/reddit_scrape_tutorial

Tutorial on how to scrape data from reddit

Primary LanguagePython

Reddit Scraper

This Python script is a Reddit scraper that uses PRAW (Python Reddit API Wrapper) to fetch data from specified subreddits. The script fetches the most recent posts and comments from the subreddits and stores them in a CSV file.

Prerequisites

You will need the following to run this script:

  • Python 3.6 or later
  • Python packages as listed in requirements.txt
  • Reddit "app" credentials (client ID, client secret, username, and password)

Installation

To set up your environment to run this script, follow these steps:

  1. Clone this repository to your local machine.

    git clone git@github.com:akiranishii/reddit_scrape_tutorial.git
    
  2. Navigate to the cloned directory.

    cd <directory-name>
    
  3. Set up a virtual environment using pipenv (optional but recommended). If you don't have pipenv installed, you can install it using pip:

    pip install pipenv
    

    Then, navigate to your project directory and create a new virtual environment:

    pipenv shell
    

    This command creates a new virtual environment for your project and activates it.

  4. Install the required Python packages using pipenv.

    pipenv install -r requirements.txt
    

    This will install all the dependencies listed in the requirements.txt file in the created virtual environment.

Usage

Before running the script, ensure that you've set up your Reddit app credentials in the .env file. Replace the placeholder values with your actual credentials:

CLIENT_ID=<your-client-id>
SECRET_KEY=<your-secret-key>
USERNAME=<your-username>
PASSWORD=<your-password>

Once you've set up your credentials, you can run the script:


python scrape.py

By default, the script will scrape data from the 'wearables', 'AppleWatch', and 'GarminWatches' subreddits. You can customize the list of subreddits in the reddit_scraper.py script.

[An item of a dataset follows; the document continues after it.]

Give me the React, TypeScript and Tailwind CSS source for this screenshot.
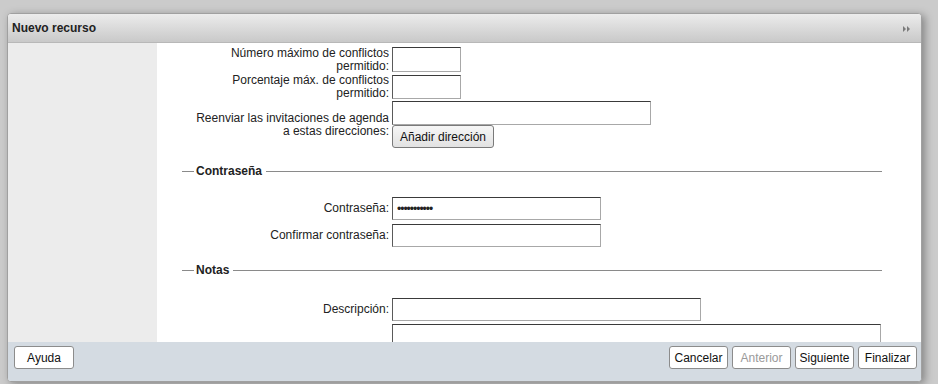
import React from "react";

const inputCls =
  "border border-t-[#3a3a3a] border-l-[#5a5a5a] border-r-[#a8a8a8] border-b-[#a8a8a8] bg-white px-1 text-[12px] outline-none";

const btnCls =
  "h-[23px] w-[59px] rounded-[3px] border border-[#8c8c8c] bg-white text-[12px] leading-none";

function Row({
  label,
  children,
  className = "",
}: {
  label: string;
  children: React.ReactNode;
  className?: string;
}) {
  return (
    <div className={`flex items-center ${className}`}>
      <div className="flex w-[235px] shrink-0 justify-end pr-[3px]">
        <span className="max-w-[196px] text-right leading-[13px]">{label}</span>
      </div>
      <div className="flex flex-col">{children}</div>
    </div>
  );
}

function Legend({ title, className = "" }: { title: string; className?: string }) {
  return (
    <div className={`ml-[25px] mr-[39px] flex h-[14px] items-center ${className}`}>
      <div className="h-px w-[12px] bg-[#8a8a8a]" />
      <span className="pl-[2px] pr-[4px] text-[12px] font-bold leading-[14px] text-[#222]">
        {title}
      </span>
      <div className="h-px flex-1 bg-[#8a8a8a]" />
    </div>
  );
}

export default function App() {
  return (
    <div
      className="h-[384px] w-[938px] overflow-hidden bg-[#cbcbcb] pl-[7px] pt-[13px] text-[12px] text-[#222]"
      style={{ fontFamily: '"Liberation Sans", Arial, sans-serif' }}
    >
      <div className="flex h-[369px] w-[915px] flex-col overflow-hidden rounded-[4px] border border-[#a0a0a0] bg-white shadow-[3px_2px_8px_rgba(0,0,0,0.35)]">
        {/* Header */}
        <div className="flex h-[29px] shrink-0 items-center justify-between border-b border-[#b8b8b8] bg-gradient-to-b from-[#ececec] to-[#c9c9c9] pl-[4px] pr-[10px]">
          <span className="text-[12px] font-bold text-[#222]">Nuevo recurso</span>
          <svg width="8" height="6" viewBox="0 0 8 6" className="mt-[2px]">
            <polygon points="0,0 3,3 0,6" fill="#7a7a7a" />
            <polygon points="4,0 7,3 4,6" fill="#7a7a7a" />
          </svg>
        </div>

        {/* Body */}
        <div className="flex min-h-0 flex-1">
          <div className="w-[149px] shrink-0 bg-[#ececec]" />
          <div className="min-w-0 flex-1 overflow-hidden bg-white pt-[4px]">
            <Row label="Número máximo de conflictos permitido:" className="mb-[3px] h-[25px]">
              <input className={`${inputCls} h-[25px] w-[69px]`} />
            </Row>
            <Row label="Porcentaje máx. de conflictos permitido:" className="mb-[3px] h-[23px]">
              <input className={`${inputCls} h-[24px] w-[69px]`} />
            </Row>
            <Row label="Reenviar las invitaciones de agenda a estas direcciones:">
              <input className={`${inputCls} h-[24px] w-[259px]`} />
              <button className="h-[23px] w-[102px] rounded-[3px] border border-[#7a7a7a] bg-gradient-to-b from-[#f6f6f6] to-[#e2e2e2] text-[12px] leading-none text-[#111]">
                Añadir dirección
              </button>
            </Row>

            <Legend title="Contraseña" className="mt-[16px]" />

            <Row label="Contraseña:" className="mb-[4px] mt-[19px]">
              <input
                type="password"
                defaultValue="contraseña1"
                className={`${inputCls} h-[23px] w-[209px] bg-[#e8f0fe] text-[10px] tracking-[-1px]`}
              />
            </Row>
            <Row label="Confirmar contraseña:">
              <input type="password" className={`${inputCls} h-[23px] w-[209px]`} />
            </Row>

            <Legend title="Notas" className="mt-[16px]" />

            <Row label="Descripción:" className="mb-[3px] mt-[21px]">
              <input className={`${inputCls} h-[23px] w-[309px]`} />
            </Row>
            <div className="pl-[235px]">
              <div className="h-[40px] w-[489px] border border-t-[#3a3a3a] border-l-[#5a5a5a] border-r-[#a8a8a8] border-b-[#a8a8a8] bg-white" />
            </div>
          </div>
        </div>

        {/* Footer */}
        <div className="flex h-[39px] shrink-0 items-start justify-between bg-[#d4dbe2] pl-[6px] pr-[4px] pt-[4px]">
          <button className={`${btnCls} w-[60px] text-[#111]`}>Ayuda</button>
          <div className="flex gap-[4px]">
            <button className={`${btnCls} text-[#111]`}>Cancelar</button>
            <button className={`${btnCls} text-[#9a9a9a]`} disabled>
              Anterior
            </button>
            <button className={`${btnCls} text-[#111]`}>Siguiente</button>
            <button className={`${btnCls} text-[#111]`}>Finalizar</button>
          </div>
        </div>
      </div>
    </div>
  );
}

The script will create a reddit_data.csv file in the same directory, containing the scraped data.

Data Format

The data in the CSV file will have the following columns:

  • subreddit: the name of the subreddit
  • title: the title of the post
  • id: the ID of the post
  • url: the URL of the post
  • author: the author of the post
  • score: the score of the post
  • upvote_ratio: the upvote ratio of the post
  • num_comments: the number of comments on the post
  • text: the text of the post
  • flair: the flair of the post
  • comment_id: the ID of the comment
  • comment_author: the author of the comment
  • comment_score: the score of the comment
  • comment_text: the text of the comment
  • post_date: the date and time when the post was created
  • comment_date: the date and time when the comment was created

Reddit App Setup

Before running the script, you need to create a Reddit "app" to get the necessary credentials.

Here's how to do that:

  1. First, if you do not already have a Reddit account, create one.

  2. Once you have your Reddit account, go to Reddit App Preferences.

  3. Scroll down to the "Developed Applications" section and click the "Create App" or "Create Another App" button.

  4. Fill out the form as follows:

    • name: Enter a name for your app.
    • App type: Select "script".
    • description: Enter a description for your app (optional).
    • about url: Enter a URL where users can learn more about your app (optional).
    • redirect uri: Enter "http://localhost:8000" (without quotes).
  5. Click the "Create app" button.

After the app is created, you'll see a section for your new app, which includes the following information:

  • client_id: This is the ID under "personal use script".
  • client_secret: This is the ID next to the word "secret".

Environmental Variables Setup

The script uses the following environmental variables:

  • CLIENT_ID: Your Reddit app's client ID.
  • SECRET_KEY: Your Reddit app's client secret.
  • USERNAME: Your Reddit account's username.
  • PASSWORD: Your Reddit account's password.

You should store these in a .env file in the same directory as the script. Your .env file should look something like this:

CLIENT_ID=<your-client-id>
SECRET_KEY=<your-secret-key>
USERNAME=<your-username>
PASSWORD=<your-password>

Replace , , , and with your actual credentials.

Once you've set up your .env file, you can run the script as described in the Usage section.

Configuration

The script is currently configured to fetch the 100 most recent posts from each specified subreddit. If you wish to fetch more or less posts, you can change the limit parameter in the following line of code:

for post in subreddit.new(limit=100):

Just replace 100 with the number of posts you wish to fetch. For example, if you want to fetch the 500 most recent posts, the line would look like this:

for post in subreddit.new(limit=500):

Note: Keep in mind that fetching more posts will take more time and may be rate-limited by Reddit.